## [Exercise]
Return each line of the listing below, unchanged, and omit the images.
── Data provided
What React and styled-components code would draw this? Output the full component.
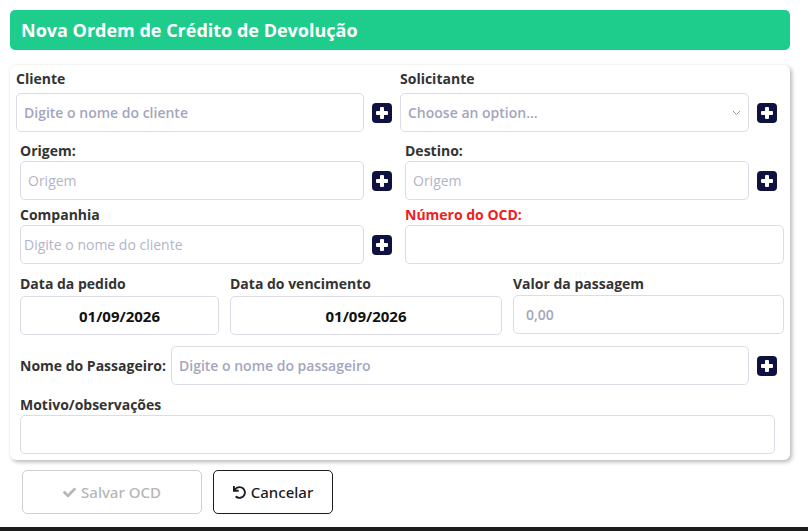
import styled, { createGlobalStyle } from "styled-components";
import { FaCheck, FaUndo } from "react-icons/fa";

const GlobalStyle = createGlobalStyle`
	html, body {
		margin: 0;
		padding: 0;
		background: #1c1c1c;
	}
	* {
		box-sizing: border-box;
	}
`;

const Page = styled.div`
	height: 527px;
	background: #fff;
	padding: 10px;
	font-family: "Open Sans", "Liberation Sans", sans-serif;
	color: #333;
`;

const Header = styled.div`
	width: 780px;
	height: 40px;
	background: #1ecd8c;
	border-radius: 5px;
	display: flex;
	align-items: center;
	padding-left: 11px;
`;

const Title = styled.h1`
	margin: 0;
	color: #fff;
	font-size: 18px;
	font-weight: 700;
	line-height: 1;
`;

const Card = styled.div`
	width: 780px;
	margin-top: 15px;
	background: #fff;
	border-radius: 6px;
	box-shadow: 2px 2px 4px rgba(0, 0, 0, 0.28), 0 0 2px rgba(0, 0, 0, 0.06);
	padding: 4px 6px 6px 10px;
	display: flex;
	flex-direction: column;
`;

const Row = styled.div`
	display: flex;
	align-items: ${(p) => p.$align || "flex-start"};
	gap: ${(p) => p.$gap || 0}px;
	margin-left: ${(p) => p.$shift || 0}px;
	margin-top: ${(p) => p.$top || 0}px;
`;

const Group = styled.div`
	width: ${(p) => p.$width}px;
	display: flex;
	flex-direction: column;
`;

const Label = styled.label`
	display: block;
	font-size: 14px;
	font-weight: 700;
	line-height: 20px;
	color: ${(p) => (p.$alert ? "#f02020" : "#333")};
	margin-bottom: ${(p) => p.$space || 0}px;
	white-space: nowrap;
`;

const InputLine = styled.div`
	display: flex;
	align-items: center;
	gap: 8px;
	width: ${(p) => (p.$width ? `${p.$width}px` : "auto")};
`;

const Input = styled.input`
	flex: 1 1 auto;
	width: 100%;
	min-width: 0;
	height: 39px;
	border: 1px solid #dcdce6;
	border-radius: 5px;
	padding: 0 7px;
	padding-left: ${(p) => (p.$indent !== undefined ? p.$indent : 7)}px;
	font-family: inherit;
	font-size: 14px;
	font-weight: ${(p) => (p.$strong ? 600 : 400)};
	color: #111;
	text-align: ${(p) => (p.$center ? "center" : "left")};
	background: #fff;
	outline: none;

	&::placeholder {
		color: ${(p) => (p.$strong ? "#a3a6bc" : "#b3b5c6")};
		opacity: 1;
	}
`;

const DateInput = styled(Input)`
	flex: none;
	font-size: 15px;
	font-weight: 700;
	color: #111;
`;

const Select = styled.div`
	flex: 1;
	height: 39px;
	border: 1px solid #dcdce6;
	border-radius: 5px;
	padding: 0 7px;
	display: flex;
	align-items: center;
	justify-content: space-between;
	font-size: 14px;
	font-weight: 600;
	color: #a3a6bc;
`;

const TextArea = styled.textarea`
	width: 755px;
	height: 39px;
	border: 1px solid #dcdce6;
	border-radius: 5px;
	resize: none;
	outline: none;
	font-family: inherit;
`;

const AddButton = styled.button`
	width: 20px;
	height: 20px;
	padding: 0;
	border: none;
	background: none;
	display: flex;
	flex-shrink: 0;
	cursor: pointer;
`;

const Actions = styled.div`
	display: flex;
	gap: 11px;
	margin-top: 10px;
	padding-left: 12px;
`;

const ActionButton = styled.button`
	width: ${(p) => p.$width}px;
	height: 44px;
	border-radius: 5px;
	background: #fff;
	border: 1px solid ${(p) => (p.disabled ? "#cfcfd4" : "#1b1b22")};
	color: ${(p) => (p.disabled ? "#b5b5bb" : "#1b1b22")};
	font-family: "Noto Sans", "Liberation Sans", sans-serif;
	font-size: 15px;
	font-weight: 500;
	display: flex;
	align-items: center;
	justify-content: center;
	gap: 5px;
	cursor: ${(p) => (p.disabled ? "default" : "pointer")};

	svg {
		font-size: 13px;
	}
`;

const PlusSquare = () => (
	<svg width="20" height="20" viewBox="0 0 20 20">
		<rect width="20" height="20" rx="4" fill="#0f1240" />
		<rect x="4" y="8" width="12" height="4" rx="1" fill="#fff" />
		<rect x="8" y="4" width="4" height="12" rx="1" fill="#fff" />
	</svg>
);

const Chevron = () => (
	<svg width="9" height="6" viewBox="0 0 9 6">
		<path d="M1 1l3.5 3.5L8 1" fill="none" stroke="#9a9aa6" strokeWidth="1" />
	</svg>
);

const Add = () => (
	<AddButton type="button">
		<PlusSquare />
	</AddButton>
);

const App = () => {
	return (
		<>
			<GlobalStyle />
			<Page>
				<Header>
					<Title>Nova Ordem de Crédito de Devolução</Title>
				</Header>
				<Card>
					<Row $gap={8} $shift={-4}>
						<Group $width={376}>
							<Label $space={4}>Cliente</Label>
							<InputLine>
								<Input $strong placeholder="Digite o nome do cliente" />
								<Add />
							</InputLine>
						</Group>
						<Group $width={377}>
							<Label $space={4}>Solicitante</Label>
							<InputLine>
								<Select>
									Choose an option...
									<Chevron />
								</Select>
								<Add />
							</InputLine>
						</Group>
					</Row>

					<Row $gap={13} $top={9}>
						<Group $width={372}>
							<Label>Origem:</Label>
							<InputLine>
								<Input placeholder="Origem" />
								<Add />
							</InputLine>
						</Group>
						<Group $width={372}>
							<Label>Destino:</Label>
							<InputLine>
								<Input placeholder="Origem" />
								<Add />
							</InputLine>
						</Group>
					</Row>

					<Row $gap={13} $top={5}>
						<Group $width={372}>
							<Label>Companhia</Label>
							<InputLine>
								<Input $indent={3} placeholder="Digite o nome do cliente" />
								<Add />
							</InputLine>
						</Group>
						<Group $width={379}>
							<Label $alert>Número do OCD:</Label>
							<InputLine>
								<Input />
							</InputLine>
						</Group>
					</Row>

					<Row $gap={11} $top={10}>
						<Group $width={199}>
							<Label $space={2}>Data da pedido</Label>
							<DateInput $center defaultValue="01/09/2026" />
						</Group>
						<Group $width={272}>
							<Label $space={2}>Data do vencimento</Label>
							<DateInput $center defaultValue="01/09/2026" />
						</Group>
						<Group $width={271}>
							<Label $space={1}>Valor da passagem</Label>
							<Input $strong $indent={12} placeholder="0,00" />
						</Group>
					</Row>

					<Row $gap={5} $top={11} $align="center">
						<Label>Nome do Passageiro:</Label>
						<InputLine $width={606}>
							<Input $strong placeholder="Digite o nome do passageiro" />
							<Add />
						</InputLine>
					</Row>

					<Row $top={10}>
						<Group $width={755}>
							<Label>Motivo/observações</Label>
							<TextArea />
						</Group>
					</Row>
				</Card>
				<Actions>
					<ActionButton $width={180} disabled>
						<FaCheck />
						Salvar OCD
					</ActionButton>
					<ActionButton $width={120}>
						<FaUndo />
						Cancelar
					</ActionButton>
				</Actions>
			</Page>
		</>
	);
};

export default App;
────
## [Written reply]
What React and styled-components code would draw this? Output the full component.
import styled, { createGlobalStyle } from "styled-components";
import { FaCheck, FaUndo } from "react-icons/fa";

const GlobalStyle = createGlobalStyle`
	html, body {
		margin: 0;
		padding: 0;
		background: #1c1c1c;
	}
	* {
		box-sizing: border-box;
	}
`;

const Page = styled.div`
	height: 527px;
	background: #fff;
	padding: 10px;
	font-family: "Open Sans", "Liberation Sans", sans-serif;
	color: #333;
`;

const Header = styled.div`
	width: 780px;
	height: 40px;
	background: #1ecd8c;
	border-radius: 5px;
	display: flex;
	align-items: center;
	padding-left: 11px;
`;

const Title = styled.h1`
	margin: 0;
	color: #fff;
	font-size: 18px;
	font-weight: 700;
	line-height: 1;
`;

const Card = styled.div`
	width: 780px;
	margin-top: 15px;
	background: #fff;
	border-radius: 6px;
	box-shadow: 2px 2px 4px rgba(0, 0, 0, 0.28), 0 0 2px rgba(0, 0, 0, 0.06);
	padding: 4px 6px 6px 10px;
	display: flex;
	flex-direction: column;
`;

const Row = styled.div`
	display: flex;
	align-items: ${(p) => p.$align || "flex-start"};
	gap: ${(p) => p.$gap || 0}px;
	margin-left: ${(p) => p.$shift || 0}px;
	margin-top: ${(p) => p.$top || 0}px;
`;

const Group = styled.div`
	width: ${(p) => p.$width}px;
	display: flex;
	flex-direction: column;
`;

const Label = styled.label`
	display: block;
	font-size: 14px;
	font-weight: 700;
	line-height: 20px;
	color: ${(p) => (p.$alert ? "#f02020" : "#333")};
	margin-bottom: ${(p) => p.$space || 0}px;
	white-space: nowrap;
`;

const InputLine = styled.div`
	display: flex;
	align-items: center;
	gap: 8px;
	width: ${(p) => (p.$width ? `${p.$width}px` : "auto")};
`;

const Input = styled.input`
	flex: 1 1 auto;
	width: 100%;
	min-width: 0;
	height: 39px;
	border: 1px solid #dcdce6;
	border-radius: 5px;
	padding: 0 7px;
	padding-left: ${(p) => (p.$indent !== undefined ? p.$indent : 7)}px;
	font-family: inherit;
	font-size: 14px;
	font-weight: ${(p) => (p.$strong ? 600 : 400)};
	color: #111;
	text-align: ${(p) => (p.$center ? "center" : "left")};
	background: #fff;
	outline: none;

	&::placeholder {
		color: ${(p) => (p.$strong ? "#a3a6bc" : "#b3b5c6")};
		opacity: 1;
	}
`;

const DateInput = styled(Input)`
	flex: none;
	font-size: 15px;
	font-weight: 700;
	color: #111;
`;

const Select = styled.div`
	flex: 1;
	height: 39px;
	border: 1px solid #dcdce6;
	border-radius: 5px;
	padding: 0 7px;
	display: flex;
	align-items: center;
	justify-content: space-between;
	font-size: 14px;
	font-weight: 600;
	color: #a3a6bc;
`;

const TextArea = styled.textarea`
	width: 755px;
	height: 39px;
	border: 1px solid #dcdce6;
	border-radius: 5px;
	resize: none;
	outline: none;
	font-family: inherit;
`;

const AddButton = styled.button`
	width: 20px;
	height: 20px;
	padding: 0;
	border: none;
	background: none;
	display: flex;
	flex-shrink: 0;
	cursor: pointer;
`;

const Actions = styled.div`
	display: flex;
	gap: 11px;
	margin-top: 10px;
	padding-left: 12px;
`;

const ActionButton = styled.button`
	width: ${(p) => p.$width}px;
	height: 44px;
	border-radius: 5px;
	background: #fff;
	border: 1px solid ${(p) => (p.disabled ? "#cfcfd4" : "#1b1b22")};
	color: ${(p) => (p.disabled ? "#b5b5bb" : "#1b1b22")};
	font-family: "Noto Sans", "Liberation Sans", sans-serif;
	font-size: 15px;
	font-weight: 500;
	display: flex;
	align-items: center;
	justify-content: center;
	gap: 5px;
	cursor: ${(p) => (p.disabled ? "default" : "pointer")};

	svg {
		font-size: 13px;
	}
`;

const PlusSquare = () => (
	<svg width="20" height="20" viewBox="0 0 20 20">
		<rect width="20" height="20" rx="4" fill="#0f1240" />
		<rect x="4" y="8" width="12" height="4" rx="1" fill="#fff" />
		<rect x="8" y="4" width="4" height="12" rx="1" fill="#fff" />
	</svg>
);

const Chevron = () => (
	<svg width="9" height="6" viewBox="0 0 9 6">
		<path d="M1 1l3.5 3.5L8 1" fill="none" stroke="#9a9aa6" strokeWidth="1" />
	</svg>
);

const Add = () => (
	<AddButton type="button">
		<PlusSquare />
	</AddButton>
);

const App = () => {
	return (
		<>
			<GlobalStyle />
			<Page>
				<Header>
					<Title>Nova Ordem de Crédito de Devolução</Title>
				</Header>
				<Card>
					<Row $gap={8} $shift={-4}>
						<Group $width={376}>
							<Label $space={4}>Cliente</Label>
							<InputLine>
								<Input $strong placeholder="Digite o nome do cliente" />
								<Add />
							</InputLine>
						</Group>
						<Group $width={377}>
							<Label $space={4}>Solicitante</Label>
							<InputLine>
								<Select>
									Choose an option...
									<Chevron />
								</Select>
								<Add />
							</InputLine>
						</Group>
					</Row>

					<Row $gap={13} $top={9}>
						<Group $width={372}>
							<Label>Origem:</Label>
							<InputLine>
								<Input placeholder="Origem" />
								<Add />
							</InputLine>
						</Group>
						<Group $width={372}>
							<Label>Destino:</Label>
							<InputLine>
								<Input placeholder="Origem" />
								<Add />
							</InputLine>
						</Group>
					</Row>

					<Row $gap={13} $top={5}>
						<Group $width={372}>
							<Label>Companhia</Label>
							<InputLine>
								<Input $indent={3} placeholder="Digite o nome do cliente" />
								<Add />
							</InputLine>
						</Group>
						<Group $width={379}>
							<Label $alert>Número do OCD:</Label>
							<InputLine>
								<Input />
							</InputLine>
						</Group>
					</Row>

					<Row $gap={11} $top={10}>
						<Group $width={199}>
							<Label $space={2}>Data da pedido</Label>
							<DateInput $center defaultValue="01/09/2026" />
						</Group>
						<Group $width={272}>
							<Label $space={2}>Data do vencimento</Label>
							<DateInput $center defaultValue="01/09/2026" />
						</Group>
						<Group $width={271}>
							<Label $space={1}>Valor da passagem</Label>
							<Input $strong $indent={12} placeholder="0,00" />
						</Group>
					</Row>

					<Row $gap={5} $top={11} $align="center">
						<Label>Nome do Passageiro:</Label>
						<InputLine $width={606}>
							<Input $strong placeholder="Digite o nome do passageiro" />
							<Add />
						</InputLine>
					</Row>

					<Row $top={10}>
						<Group $width={755}>
							<Label>Motivo/observações</Label>
							<TextArea />
						</Group>
					</Row>
				</Card>
				<Actions>
					<ActionButton $width={180} disabled>
						<FaCheck />
						Salvar OCD
					</ActionButton>
					<ActionButton $width={120}>
						<FaUndo />
						Cancelar
					</ActionButton>
				</Actions>
			</Page>
		</>
	);
};

export default App;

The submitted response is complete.